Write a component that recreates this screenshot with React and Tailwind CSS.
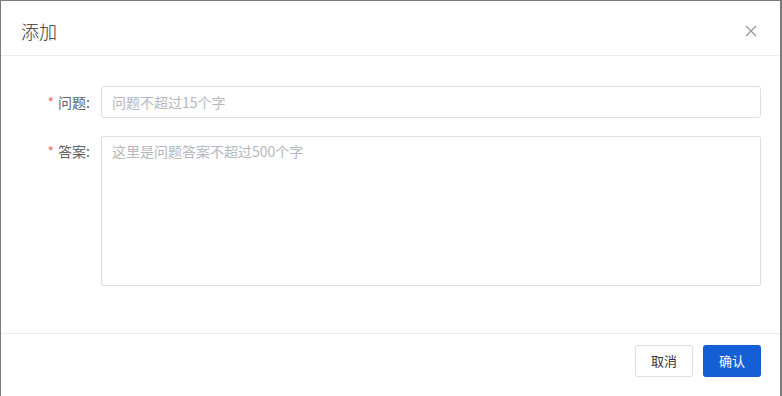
import React, { useState } from 'react';

const font = { fontFamily: '"Noto Sans CJK SC", "Noto Sans", sans-serif' };

export default function App() {
  const [question, setQuestion] = useState('');
  const [answer, setAnswer] = useState('');

  return (
    <div className="w-[782px] h-[396px] bg-white overflow-hidden" style={font}>
      <div className="w-full h-full flex flex-col border-l-[1.5px] border-r-2 border-t border-[#7a7a7a]">
        {/* header */}
        <div className="h-[55px] shrink-0 flex items-center justify-between pl-[20px] pr-[21px] pt-[5px] border-b border-[#ebebeb]">
          <h2 className="text-[18px] font-light text-[#303133] leading-none">添加</h2>
          <button className="w-4 h-4 flex items-center justify-center text-[#909399]">
            <svg width="12" height="12" viewBox="0 0 12 12" fill="none" stroke="currentColor" strokeWidth="1.2">
              <path d="M1 1L11 11M11 1L1 11" />
            </svg>
          </button>
        </div>

        {/* body */}
        <div className="flex-1 pt-[30px] pr-[19px] flex flex-col gap-[18px]">
          <div className="flex items-center">
            <label className="w-[100px] shrink-0 pr-[11px] text-right text-[14px] text-[#606266]">
              <span className="text-[#f56c6c] mr-1">*</span>问题:
            </label>
            <input
              value={question}
              onChange={(e) => setQuestion(e.target.value)}
              placeholder="问题不超过15个字"
              className="flex-1 h-[32px] rounded-[3px] border border-[#dcdfe6] px-[10px] text-[14px] text-[#606266] placeholder:text-[#b4b7bd] outline-none"
            />
          </div>
          <div className="flex items-start">
            <label className="w-[100px] shrink-0 pr-[11px] pt-[5px] text-right text-[14px] text-[#606266]">
              <span className="text-[#f56c6c] mr-1">*</span>答案:
            </label>
            <textarea
              value={answer}
              onChange={(e) => setAnswer(e.target.value)}
              placeholder="这里是问题答案不超过500个字"
              className="flex-1 h-[150px] resize-none rounded-[2px] border border-[#dcdfe6] px-[10px] py-[4px] text-[14px] text-[#606266] placeholder:text-[#b4b7bd] outline-none"
            />
          </div>
        </div>

        {/* footer */}
        <div className="h-[63px] shrink-0 border-t border-[#ebebeb] flex items-start justify-end gap-[10px] pt-[11px] pr-[19px]">
          <button className="w-[58px] h-[32px] rounded-[3px] border border-[#dcdfe6] bg-white text-[13px] text-[#333]">
            取消
          </button>
          <button className="w-[58px] h-[32px] rounded-[3px] bg-[#145ed6] text-[13px] text-white">
            确认
          </button>
        </div>
      </div>
    </div>
  );
}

TASK STATEMENT:
Exactly restate the lines from the beginning of the data through the line with "const [answer, setAnswer] = useState('');", and no others, keeping pictures out.

FINISHED EXERCISE:
Write a component that recreates this screenshot with React and Tailwind CSS.
import React, { useState } from 'react';

const font = { fontFamily: '"Noto Sans CJK SC", "Noto Sans", sans-serif' };

export default function App() {
  const [question, setQuestion] = useState('');
  const [answer, setAnswer] = useState('');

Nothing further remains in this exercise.